### Exercise:
Write out each line word for word. Drop pictures.

### Recorded information:
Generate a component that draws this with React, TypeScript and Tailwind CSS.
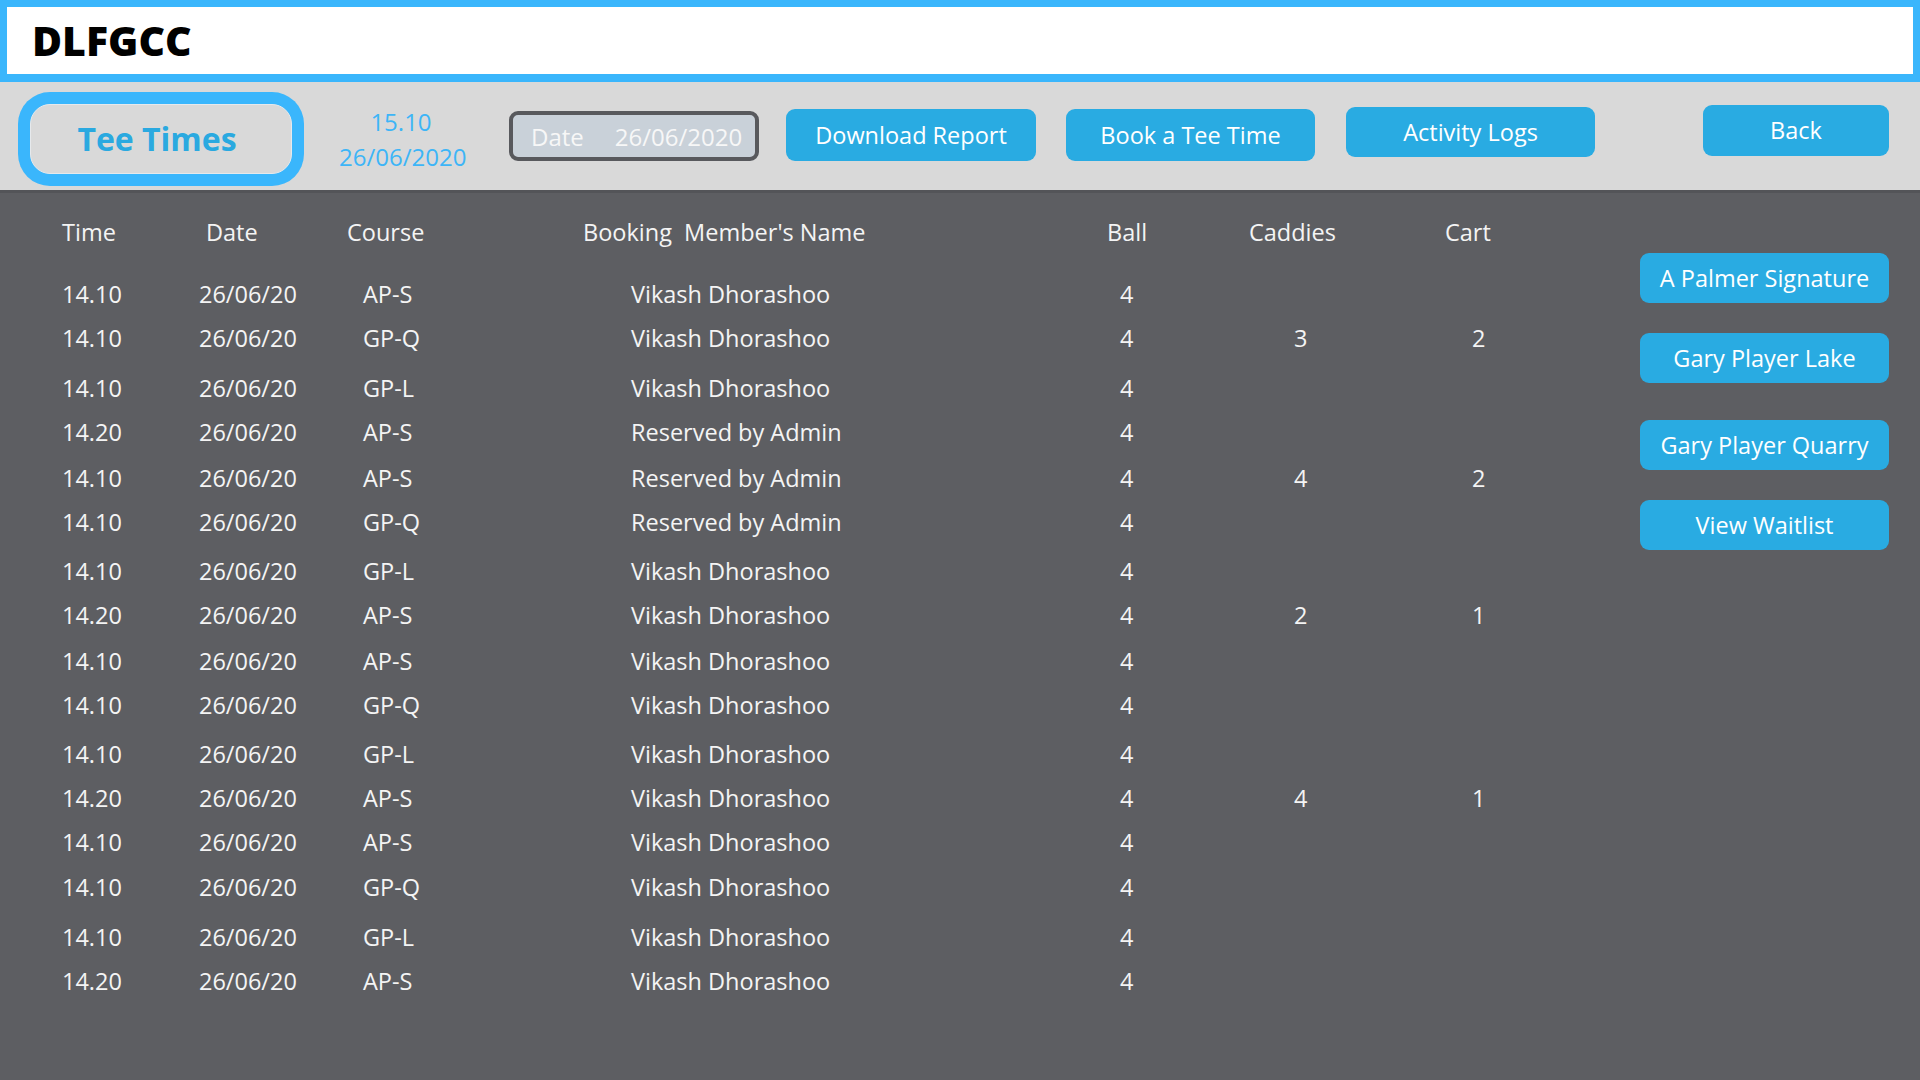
const rows = [
  { time: '14.10', course: 'AP-S', name: 'Vikash Dhorashoo', caddies: '', cart: '', h: 44 },
  { time: '14.10', course: 'GP-Q', name: 'Vikash Dhorashoo', caddies: '3', cart: '2', h: 50 },
  { time: '14.10', course: 'GP-L', name: 'Vikash Dhorashoo', caddies: '', cart: '', h: 44 },
  { time: '14.20', course: 'AP-S', name: 'Reserved by Admin', caddies: '', cart: '', h: 46 },
  { time: '14.10', course: 'AP-S', name: 'Reserved by Admin', caddies: '4', cart: '2', h: 44 },
  { time: '14.10', course: 'GP-Q', name: 'Reserved by Admin', caddies: '', cart: '', h: 49 },
  { time: '14.10', course: 'GP-L', name: 'Vikash Dhorashoo', caddies: '', cart: '', h: 44 },
  { time: '14.20', course: 'AP-S', name: 'Vikash Dhorashoo', caddies: '2', cart: '1', h: 46 },
  { time: '14.10', course: 'AP-S', name: 'Vikash Dhorashoo', caddies: '', cart: '', h: 44 },
  { time: '14.10', course: 'GP-Q', name: 'Vikash Dhorashoo', caddies: '', cart: '', h: 49 },
  { time: '14.10', course: 'GP-L', name: 'Vikash Dhorashoo', caddies: '', cart: '', h: 44 },
  { time: '14.20', course: 'AP-S', name: 'Vikash Dhorashoo', caddies: '4', cart: '1', h: 44 },
  { time: '14.10', course: 'AP-S', name: 'Vikash Dhorashoo', caddies: '', cart: '', h: 45 },
  { time: '14.10', course: 'GP-Q', name: 'Vikash Dhorashoo', caddies: '', cart: '', h: 50 },
  { time: '14.10', course: 'GP-L', name: 'Vikash Dhorashoo', caddies: '', cart: '', h: 44 },
  { time: '14.20', course: 'AP-S', name: 'Vikash Dhorashoo', caddies: '', cart: '', h: 44 },
];

const gridCols = 'grid grid-cols-[137px_148px_236px_524px_142px_196px_95px]';

function BlueButton({ label, className = '' }: { label: string; className?: string }) {
  return (
    <button
      className={`flex items-center justify-center rounded-[9px] bg-[#29abe2] text-[23.5px] leading-[33px] text-white ${className}`}
    >
      {label}
    </button>
  );
}

export default function App() {
  return (
    <div className="flex h-[1080px] w-[1920px] flex-col overflow-hidden font-['Open_Sans',sans-serif]">
      {/* ===== Title bar ===== */}
      <header className="flex h-[82px] items-center border-[7px] border-b-8 border-[#3ab6fc] bg-white pl-[25px]">
        <h1 className="text-[41px] font-extrabold leading-none text-black">DLFGCC</h1>
      </header>

      {/* ===== Toolbar ===== */}
      <div className="flex h-[108px] items-start bg-[#d9d9d9]">
        <div className="ml-[18px] mt-[10px] h-[94px] w-[286px] rounded-[32px] bg-[#3ab6fc] p-[12px]">
          <div className="flex h-full items-center justify-center rounded-[20px] border border-[#e6e9ec] bg-[#d9d9d9] pr-[8px]">
            <span className="text-[32px] font-bold leading-none text-[#2aa9e0]">Tee Times</span>
          </div>
        </div>

        <div className="ml-[35px] mt-[22px] w-[124px] text-center text-[24px] leading-[35px] text-[#3db5f7]">
          <div>15.10</div>
          <div>26/06/2020</div>
        </div>

        <div className="ml-[46px] mt-[29px] flex h-[50px] w-[250px] items-center rounded-[9px] border-4 border-[#58595d] bg-[#c9d1d9] pl-[18px] text-[24px] leading-[33px] text-[#f7f7f7]">
          <span>Date</span>
          <span className="ml-[31px]">26/06/2020</span>
        </div>

        <BlueButton label="Download Report" className="ml-[27px] mt-[27px] h-[52px] w-[250px]" />
        <BlueButton label="Book a Tee Time" className="ml-[30px] mt-[27px] h-[52px] w-[249px]" />
        <BlueButton label="Activity Logs" className="ml-[31px] mt-[25px] h-[50px] w-[249px]" />
        <BlueButton label="Back" className="ml-auto mr-[31px] mt-[23px] h-[51px] w-[186px]" />
      </div>

      {/* ===== Bookings ===== */}
      <main className="flex flex-1 border-t-[3px] border-[#535458] bg-[#5d5e62] text-[23.5px] leading-[33px] text-[#f4f4f4]">
        <div className="flex-1 pl-[62px] pt-[23px]">
          <div className={`${gridCols} h-[62px] whitespace-pre`}>
            <span>Time</span>
            <span className="pl-[7px]">Date</span>
            <span>Course</span>
            <span>Booking  Member's Name</span>
            <span>Ball</span>
            <span>Caddies</span>
            <span>Cart</span>
          </div>

          {rows.map((r, i) => (
            <div key={i} className={`${gridCols} items-start`} style={{ height: r.h }}>
              <span>{r.time}</span>
              <span>26/06/20</span>
              <span className="pl-[16px]">{r.course}</span>
              <span className="pl-[48px]">{r.name}</span>
              <span className="pl-[13px]">4</span>
              <span className="pl-[45px]">{r.caddies}</span>
              <span className="pl-[27px]">{r.cart}</span>
            </div>
          ))}
        </div>

        <aside className="mr-[31px] flex w-[249px] flex-col pt-[60px]">
          <BlueButton label="A Palmer Signature" className="h-[50px] w-full" />
          <BlueButton label="Gary Player Lake" className="mt-[30px] h-[50px] w-full" />
          <BlueButton label="Gary Player Quarry" className="mt-[37px] h-[50px] w-full" />
          <BlueButton label="View Waitlist" className="mt-[30px] h-[50px] w-full" />
        </aside>
      </main>
    </div>
  );
}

### Answer to the task:
Generate a component that draws this with React, TypeScript and Tailwind CSS.
const rows = [
  { time: '14.10', course: 'AP-S', name: 'Vikash Dhorashoo', caddies: '', cart: '', h: 44 },
  { time: '14.10', course: 'GP-Q', name: 'Vikash Dhorashoo', caddies: '3', cart: '2', h: 50 },
  { time: '14.10', course: 'GP-L', name: 'Vikash Dhorashoo', caddies: '', cart: '', h: 44 },
  { time: '14.20', course: 'AP-S', name: 'Reserved by Admin', caddies: '', cart: '', h: 46 },
  { time: '14.10', course: 'AP-S', name: 'Reserved by Admin', caddies: '4', cart: '2', h: 44 },
  { time: '14.10', course: 'GP-Q', name: 'Reserved by Admin', caddies: '', cart: '', h: 49 },
  { time: '14.10', course: 'GP-L', name: 'Vikash Dhorashoo', caddies: '', cart: '', h: 44 },
  { time: '14.20', course: 'AP-S', name: 'Vikash Dhorashoo', caddies: '2', cart: '1', h: 46 },
  { time: '14.10', course: 'AP-S', name: 'Vikash Dhorashoo', caddies: '', cart: '', h: 44 },
  { time: '14.10', course: 'GP-Q', name: 'Vikash Dhorashoo', caddies: '', cart: '', h: 49 },
  { time: '14.10', course: 'GP-L', name: 'Vikash Dhorashoo', caddies: '', cart: '', h: 44 },
  { time: '14.20', course: 'AP-S', name: 'Vikash Dhorashoo', caddies: '4', cart: '1', h: 44 },
  { time: '14.10', course: 'AP-S', name: 'Vikash Dhorashoo', caddies: '', cart: '', h: 45 },
  { time: '14.10', course: 'GP-Q', name: 'Vikash Dhorashoo', caddies: '', cart: '', h: 50 },
  { time: '14.10', course: 'GP-L', name: 'Vikash Dhorashoo', caddies: '', cart: '', h: 44 },
  { time: '14.20', course: 'AP-S', name: 'Vikash Dhorashoo', caddies: '', cart: '', h: 44 },
];

const gridCols = 'grid grid-cols-[137px_148px_236px_524px_142px_196px_95px]';

function BlueButton({ label, className = '' }: { label: string; className?: string }) {
  return (
    <button
      className={`flex items-center justify-center rounded-[9px] bg-[#29abe2] text-[23.5px] leading-[33px] text-white ${className}`}
    >
      {label}
    </button>
  );
}

export default function App() {
  return (
    <div className="flex h-[1080px] w-[1920px] flex-col overflow-hidden font-['Open_Sans',sans-serif]">
      {/* ===== Title bar ===== */}
      <header className="flex h-[82px] items-center border-[7px] border-b-8 border-[#3ab6fc] bg-white pl-[25px]">
        <h1 className="text-[41px] font-extrabold leading-none text-black">DLFGCC</h1>
      </header>

      {/* ===== Toolbar ===== */}
      <div className="flex h-[108px] items-start bg-[#d9d9d9]">
        <div className="ml-[18px] mt-[10px] h-[94px] w-[286px] rounded-[32px] bg-[#3ab6fc] p-[12px]">
          <div className="flex h-full items-center justify-center rounded-[20px] border border-[#e6e9ec] bg-[#d9d9d9] pr-[8px]">
            <span className="text-[32px] font-bold leading-none text-[#2aa9e0]">Tee Times</span>
          </div>
        </div>

        <div className="ml-[35px] mt-[22px] w-[124px] text-center text-[24px] leading-[35px] text-[#3db5f7]">
          <div>15.10</div>
          <div>26/06/2020</div>
        </div>

        <div className="ml-[46px] mt-[29px] flex h-[50px] w-[250px] items-center rounded-[9px] border-4 border-[#58595d] bg-[#c9d1d9] pl-[18px] text-[24px] leading-[33px] text-[#f7f7f7]">
          <span>Date</span>
          <span className="ml-[31px]">26/06/2020</span>
        </div>

        <BlueButton label="Download Report" className="ml-[27px] mt-[27px] h-[52px] w-[250px]" />
        <BlueButton label="Book a Tee Time" className="ml-[30px] mt-[27px] h-[52px] w-[249px]" />
        <BlueButton label="Activity Logs" className="ml-[31px] mt-[25px] h-[50px] w-[249px]" />
        <BlueButton label="Back" className="ml-auto mr-[31px] mt-[23px] h-[51px] w-[186px]" />
      </div>

      {/* ===== Bookings ===== */}
      <main className="flex flex-1 border-t-[3px] border-[#535458] bg-[#5d5e62] text-[23.5px] leading-[33px] text-[#f4f4f4]">
        <div className="flex-1 pl-[62px] pt-[23px]">
          <div className={`${gridCols} h-[62px] whitespace-pre`}>
            <span>Time</span>
            <span className="pl-[7px]">Date</span>
            <span>Course</span>
            <span>Booking  Member's Name</span>
            <span>Ball</span>
            <span>Caddies</span>
            <span>Cart</span>
          </div>

          {rows.map((r, i) => (
            <div key={i} className={`${gridCols} items-start`} style={{ height: r.h }}>
              <span>{r.time}</span>
              <span>26/06/20</span>
              <span className="pl-[16px]">{r.course}</span>
              <span className="pl-[48px]">{r.name}</span>
              <span className="pl-[13px]">4</span>
              <span className="pl-[45px]">{r.caddies}</span>
              <span className="pl-[27px]">{r.cart}</span>
            </div>
          ))}
        </div>

        <aside className="mr-[31px] flex w-[249px] flex-col pt-[60px]">
          <BlueButton label="A Palmer Signature" className="h-[50px] w-full" />
          <BlueButton label="Gary Player Lake" className="mt-[30px] h-[50px] w-full" />
          <BlueButton label="Gary Player Quarry" className="mt-[37px] h-[50px] w-full" />
          <BlueButton label="View Waitlist" className="mt-[30px] h-[50px] w-full" />
        </aside>
      </main>
    </div>
  );
}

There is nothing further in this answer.